**Collected material:**
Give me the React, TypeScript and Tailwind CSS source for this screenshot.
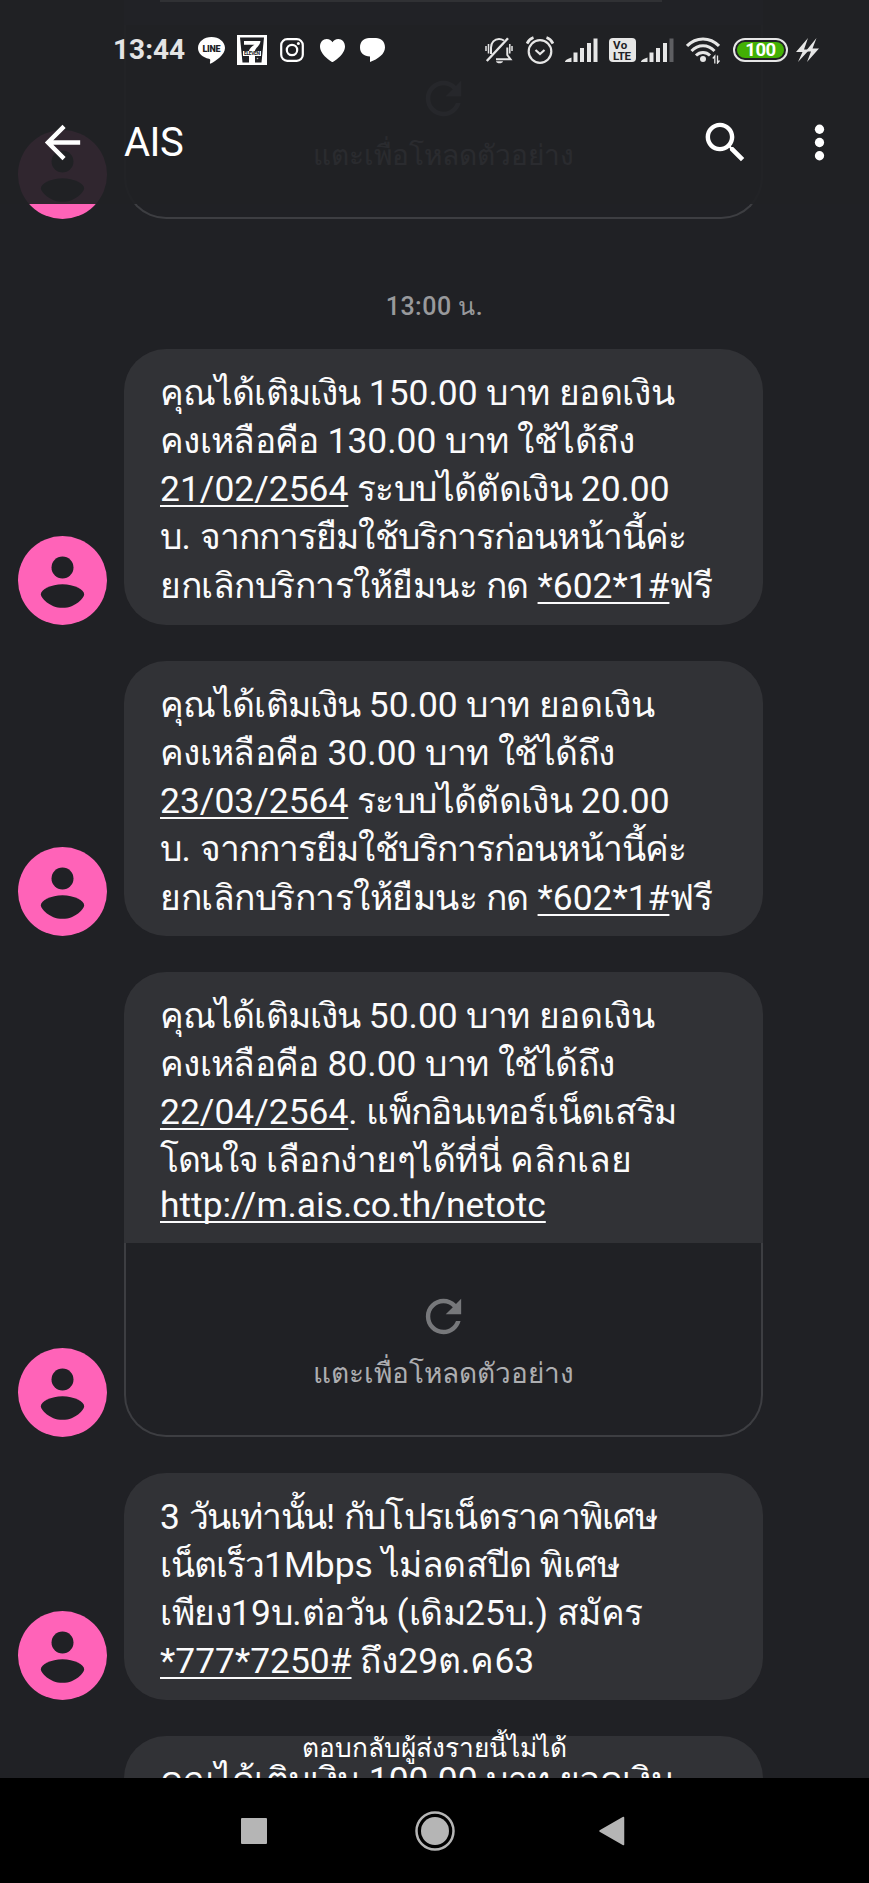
import React from 'react';

interface TextLine {
  before?: string;
  link?: string;
  after?: string;
  className?: string;
}

interface Message {
  id: number;
  lines: TextLine[];
  textClass: string;
  preview?: boolean;
}

const messages: Message[] = [
  {
    id: 1,
    textClass: 'h-[276px]',
    lines: [
      { before: 'คุณได้เติมเงิน 150.00 บาท ยอดเงิน' },
      { before: 'คงเหลือคือ 130.00 บาท ใช้ได้ถึง' },
      { link: '21/02/2564', after: ' ระบบได้ตัดเงิน 20.00' },
      { before: 'บ. จากการยืมใช้บริการก่อนหน้านี้ค่ะ' },
      { before: 'ยกเลิกบริการให้ยืมนะ กด ', link: '*602*1#', after: 'ฟรี' },
    ],
  },
  {
    id: 2,
    textClass: 'h-[275px]',
    lines: [
      { before: 'คุณได้เติมเงิน 50.00 บาท ยอดเงิน' },
      { before: 'คงเหลือคือ 30.00 บาท ใช้ได้ถึง' },
      { link: '23/03/2564', after: ' ระบบได้ตัดเงิน 20.00' },
      { before: 'บ. จากการยืมใช้บริการก่อนหน้านี้ค่ะ' },
      { before: 'ยกเลิกบริการให้ยืมนะ กด ', link: '*602*1#', after: 'ฟรี' },
    ],
  },
  {
    id: 3,
    textClass: 'h-[271px]',
    preview: true,
    lines: [
      { before: 'คุณได้เติมเงิน 50.00 บาท ยอดเงิน' },
      { before: 'คงเหลือคือ 80.00 บาท ใช้ได้ถึง' },
      { link: '22/04/2564', after: '. แพ็กอินเทอร์เน็ตเสริม' },
      { before: 'โดนใจ เลือกง่ายๆได้ที่นี่ คลิกเลย' },
      { link: 'http://m.ais.co.th/netotc', className: '-mt-1' },
    ],
  },
  {
    id: 4,
    textClass: 'h-[227px]',
    lines: [
      { before: '3 วันเท่านั้น! กับโปรเน็ตราคาพิเศษ' },
      { before: 'เน็ตเร็ว1Mbps ไม่ลดสปีด พิเศษ' },
      { before: 'เพียง19บ.ต่อวัน (เดิม25บ.) สมัคร' },
      { link: '*777*7250#', after: ' ถึง29ต.ค63' },
    ],
  },
];

// Letter spacing for Thai words that need something other than the default
const thaiTracking: Record<string, string> = {
  คุณได้เติมเงิน: 'tracking-[-0.9px]',
  ยอดเงิน: 'tracking-[-0.4px]',
  คงเหลือคือ: 'tracking-[-0.65px]',
  ระบบได้ตัดเงิน: 'tracking-[-0.65px]',
  จากการยืมใช้บริการก่อนหน้านี้ค่ะ: 'tracking-[-0.9px]',
  แพ็กอินเทอร์เน็ตเสริม: 'tracking-[-0.75px]',
  โดนใจ: 'tracking-[-1.3px]',
  คลิกเลย: 'tracking-normal',
  วันเท่านั้น: 'tracking-[-1.4px]',
  กับโปรเน็ตราคาพิเศษ: 'tracking-[-0.75px]',
  เน็ตเร็ว: 'tracking-[-1px]',
  พิเศษ: 'tracking-normal',
  ถึง: 'tracking-normal',
  ต: 'tracking-normal',
  ค: 'tracking-normal',
};

const renderText = (text?: string) =>
  text
    ?.split(/([\u0E00-\u0E7F]+)/)
    .map((part, i) =>
      i % 2 === 1 ? (
        <span key={i} className={thaiTracking[part] || 'tracking-[-0.5px]'}>
          {part}
        </span>
      ) : (
        part
      )
    );

const Avatar: React.FC = () => (
  <svg className="w-[89px] h-[89px] shrink-0" viewBox="0 0 89 89">
    <circle cx="44.5" cy="44.5" r="44.5" fill="#ff63b8" />
    <circle cx="44.5" cy="31.5" r="11" fill="#202125" />
    <path
      d="M44.5 48.2C33 48.2 22.8 53.5 22.8 58.4C22.8 61 31 71.8 44.5 71.8C58 71.8 66.2 61 66.2 58.4C66.2 53.5 56 48.2 44.5 48.2Z"
      fill="#202125"
    />
  </svg>
);

const PreviewCard: React.FC = () => (
  <div className="h-[194px] rounded-b-[42px] border-2 border-t-0 border-[#3d3e42] bg-[#202125] flex flex-col items-center pt-[47px]">
    <svg className="w-[53px] h-[53px] shrink-0" viewBox="0 0 24 24" fill="#77787b">
      <path d="M17.65 6.35C16.2 4.9 14.21 4 12 4c-4.42 0-7.99 3.58-7.99 8s3.57 8 7.99 8c3.73 0 6.84-2.55 7.73-6h-2.08c-.82 2.33-3.04 4-5.65 4-3.31 0-6-2.69-6-6s2.69-6 6-6c1.66 0 3.14.69 4.22 1.78L13 11h7V4l-2.35 2.35z" />
    </svg>
    <div className="mt-[11px] h-10 text-[28px] leading-10 text-[#adaeb1] whitespace-nowrap">แตะเพื่อโหลดตัวอย่าง</div>
  </div>
);

const Line: React.FC<{ line: TextLine }> = ({ line }) => (
  <div className={`h-[48.3px] leading-[48.3px] whitespace-pre ${line.className || ''}`}>
    {renderText(line.before)}
    {line.link && (
      <a className="underline decoration-2 underline-offset-[4px] [text-decoration-skip-ink:none]">{line.link}</a>
    )}
    {renderText(line.after)}
  </div>
);

const MessageRow: React.FC<{ message: Message }> = ({ message }) => (
  <div className="flex items-end gap-[17px] pl-[18px]">
    <Avatar />
    <div className="w-[639px]">
      <div
        className={`bg-[#313236] pl-[36px] pt-[19.5px] text-[35.4px] text-[#fbfbfc] ${message.textClass} ${
          message.preview ? 'rounded-t-[42px]' : 'rounded-[42px]'
        }`}
      >
        {message.lines.map((line, i) => (
          <Line key={i} line={line} />
        ))}
      </div>
      {message.preview && <PreviewCard />}
    </div>
  </div>
);

const Signal: React.FC<{ weak?: boolean }> = ({ weak }) => (
  <svg className="w-[33px] h-[24px] shrink-0" viewBox="0 0 33 24" fill="#e6e6e6">
    <path d="M0 24C0 22 3 21 6.5 19.5V24Z" />
    <rect x="8.5" y="14.5" width="4" height="9.5" />
    <rect x="15" y="10" width="4" height="14" />
    <rect x="22" y="5" width="4" height="19" />
    <rect x="28.5" y="0.5" width="4" height="23.5" fill={weak ? '#5e5f62' : '#e6e6e6'} />
  </svg>
);

const StatusBar: React.FC = () => (
  <div className="h-[100px] pl-[113px] pr-[50px] flex items-center justify-between">
    <div className="flex items-center">
      <span className="w-[72px] text-[28px] leading-none font-bold text-[#e4e4e4]">13:44</span>
      <svg className="ml-[13px] w-[27px] h-[27px]" viewBox="0 0 27 27">
        <path d="M13.5 0C6 0 0 4.9 0 11c0 5.4 4.7 9.7 11 10.7 1 .2 1.4.8 1.2 2l-.3 2.4c0 .6.4.8 1 .5C17.5 24 27 18 27 11 27 4.9 21 0 13.5 0Z" fill="#fff" />
        <text x="13.5" y="14.7" textAnchor="middle" fontSize="9" fontWeight="900" fill="#202125" textLength="18" fontFamily="Roboto, sans-serif">LINE</text>
      </svg>
      <svg className="ml-[12px] w-[30px] h-[30px]" viewBox="0 0 30 30">
        <rect width="30" height="30" fill="#fff" />
        <path d="M3 2.5H27L24.5 27.5H5.5Z" fill="#202125" />
        <path d="M7 6H23.5C23 11 18.5 12.5 17.5 17H11.5C12.5 13 15.5 11 17.5 9.8H7Z" fill="#fff" />
        <rect x="6" y="16" width="18" height="5" fill="#fff" />
        <text x="15" y="20.4" textAnchor="middle" fontSize="5" fontWeight="700" fill="#202125" textLength="16" fontFamily="Roboto, sans-serif">ELEVEN</text>
        <path d="M12 21H18V28H12Z" fill="#fff" />
        <circle cx="20.5" cy="23.5" r="0.8" fill="#b5b5b5" />
      </svg>
      <svg className="ml-[13px] w-[24px] h-[24px]" viewBox="0 0 24 24" fill="none" stroke="#fff">
        <rect x="1.2" y="1.2" width="21.6" height="21.6" rx="6" strokeWidth="2.2" />
        <circle cx="12" cy="12" r="5.2" strokeWidth="2.2" />
        <circle cx="18.4" cy="5.6" r="1.5" fill="#fff" stroke="none" />
      </svg>
      <svg className="ml-[16px] w-[25px] h-[23px]" viewBox="0 0 25 23" fill="#fff">
        <path d="M12.5 23C11.5 23 0 15.5 0 7.5 0 3 3 0 6.7 0 9.4 0 11.5 1.4 12.5 3.2 13.5 1.4 15.6 0 18.3 0 22 0 25 3 25 7.5 25 15.5 13.5 23 12.5 23Z" />
      </svg>
      <svg className="ml-[15px] w-[25px] h-[24px]" viewBox="0 0 25 24" fill="#fff">
        <path d="M9 0H16C21 0 25 3.5 25 9.5 25 16 18 21 10 24V18.5C4 18.5 0 15 0 9.5 0 3.5 4 0 9 0Z" />
      </svg>
    </div>
    <div className="flex items-center">
      <svg className="w-[28px] h-[27px]" viewBox="0 0 28 27" fill="none" stroke="#e6e6e6" strokeWidth="2">
        <path d="M11 22.2H25.5L22.3 18V10.5M6 17V10.5C6 5.5 9.5 2 14 2 16 2 17.5 2.6 19 3.5" />
        <path d="M1.8 24L23 1.2" strokeWidth="2.4" />
        <path d="M11 24.3H18C17.5 27 11.5 27 11 24.3Z" fill="#e6e6e6" stroke="none" />
        <path d="M1 9V14M27 9V14M3.5 7V16.5M24.8 7V16.5" strokeWidth="1.5" />
      </svg>
      <svg className="ml-[13px] w-[28px] h-[28px]" viewBox="0 0 28 28" fill="none" stroke="#e6e6e6" strokeWidth="2.2">
        <circle cx="14" cy="15.5" r="11.3" />
        <path d="M1 7.5C2.5 4.5 4.5 2.5 7.5 1.5M27 7.5C25.5 4.5 23.5 2.5 20.5 1.5" strokeWidth="2.8" />
        <path d="M9.5 14L14 18L18.5 14" />
      </svg>
      <div className="ml-[11px]"><Signal /></div>
      <div className="ml-[11px] w-[27px] h-[24px] rounded-[4px] bg-[#e6e6e6] text-[#202125] font-bold text-[11.5px] leading-[10.5px] pt-[2px] pl-[4px]">
        <div className="tracking-[0.5px]">Vo</div>
        <div className="tracking-[-0.3px]">LTE</div>
      </div>
      <div className="ml-[5px]"><Signal weak /></div>
      <svg className="ml-[12px] w-[34px] h-[27px]" viewBox="0 0 34 27" fill="none" stroke="#e6e6e6" strokeWidth="3">
        <path d="M1 9C10 -0.5 24 -0.5 33 9" />
        <path d="M5.5 14C12 7 22 7 28.5 14" />
        <path d="M10 18.5C14 14.5 20 14.5 24 18.5" />
        <circle cx="17" cy="22" r="3" fill="#e6e6e6" stroke="none" />
        <path d="M28.8 26.5V19L26.8 21.5M31.5 18.5V26L33.5 23.5" strokeWidth="1.3" />
      </svg>
      <div className="ml-[13px] w-[55px] h-[24px] rounded-full border-2 border-[#e6e6e6] p-[2px]">
        <div className="h-full rounded-full bg-[#43b005] text-white font-bold text-[18.5px] leading-[17px] tracking-[-0.5px] text-center">100</div>
      </div>
      <svg className="ml-[8px] w-[23px] h-[24px]" viewBox="0 0 23 24" fill="#e6e6e6">
        <path d="M12 0L0 14H6.5L2 24L13.5 11.5H8Z" />
        <path d="M20.5 0L9.5 13.5H15L11 24L23 10.5H16.5Z" />
      </svg>
    </div>
  </div>
);

const AppBar: React.FC = () => (
  <header className="absolute inset-x-0 top-0 h-[204px] bg-[#202125]/93 text-white">
    <StatusBar />
    <div className="h-[85px] pl-[36px] pr-[23px] flex items-center">
      <svg className="w-[53px] h-[53px]" viewBox="0 0 24 24" fill="currentColor">
        <path d="M20 11H7.83l5.59-5.59L12 4l-8 8 8 8 1.41-1.41L7.83 13H20v-2z" />
      </svg>
      <h1 className="ml-[35px] text-[40px] leading-none tracking-[-0.5px]">AIS</h1>
      <svg className="ml-auto w-[53px] h-[53px]" viewBox="0 0 24 24" fill="currentColor">
        <path d="M15.5 14h-.79l-.28-.27C15.41 12.59 16 11.11 16 9.5 16 5.91 13.09 3 9.5 3S3 5.91 3 9.5 5.91 16 9.5 16c1.61 0 3.09-.59 4.23-1.57l.27.28v.79l5 4.99L20.49 19l-4.99-5zm-6 0C7.01 14 5 11.99 5 9.5S7.01 5 9.5 5 14 7.01 14 9.5 11.99 14 9.5 14z" />
      </svg>
      <svg className="ml-[41px] w-[53px] h-[53px]" viewBox="0 0 24 24" fill="currentColor">
        <circle cx="12" cy="6" r="2.1" />
        <circle cx="12" cy="12" r="2.1" />
        <circle cx="12" cy="18" r="2.1" />
      </svg>
    </div>
  </header>
);

const NavBar: React.FC = () => (
  <nav className="h-[105px] shrink-0 bg-black flex items-center pl-[241px]">
    <div className="w-[26px] h-[26px] bg-[#b5b5b5] rounded-[1px]" />
    <svg className="ml-[148px] w-[40px] h-[40px]" viewBox="0 0 40 40">
      <circle cx="20" cy="20" r="18.5" fill="none" stroke="#b5b5b5" strokeWidth="2.5" />
      <circle cx="20" cy="20" r="14" fill="#b5b5b5" />
    </svg>
    <svg className="ml-[144px] w-[26px] h-[30px]" viewBox="0 0 26 30">
      <path d="M1 15L24.5 1.5V28.5Z" fill="#b5b5b5" stroke="#b5b5b5" strokeWidth="1.5" strokeLinejoin="round" />
    </svg>
  </nav>
);

const App: React.FC = () => {
  return (
    <div className="relative w-[869px] h-[1883px] overflow-hidden bg-[#202125] flex flex-col font-['Roboto',sans-serif]">
      <main className="relative h-[1778px] shrink-0 overflow-hidden">
        {/* tail of the previous message, seen through the app bar */}
        <div className="flex items-end gap-[17px] pl-[18px] h-[219px]">
          <Avatar />
          <div className="w-[639px]">
            <div className="h-[25px] bg-[#313236] pl-[36px]">
              <div className="w-[502px] h-[2px] bg-white" />
            </div>
            <PreviewCard />
          </div>
        </div>

        <div className="h-[130px] pt-[68px] text-center text-[25px] leading-10 font-medium tracking-[0.5px] text-[#98999c]">
          13:00 น.
        </div>

        <div className="flex flex-col gap-[36px]">
          {messages.map((message) => (
            <MessageRow key={message.id} message={message} />
          ))}
          <div className="ml-[124px] w-[639px] h-[120px] rounded-t-[42px] bg-[#313236] pl-[36px] pt-[19.5px] text-[35.4px] text-[#fbfbfc]">
            <Line line={{ before: 'คุณได้เติมเงิน 100.00 บาท ยอดเงิน' }} />
          </div>
        </div>

        <div className="absolute inset-x-0 top-[1728px] h-10 text-center text-[26.3px] leading-10 text-white whitespace-nowrap">
          ตอบกลับผู้ส่งรายนี้ไม่ได้
        </div>
      </main>
      <NavBar />
      <AppBar />
    </div>
  );
};

export default App;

**Stated task:** What is the number of lines that hold the string "React"? Give it alone.

**Completed exercise:** 11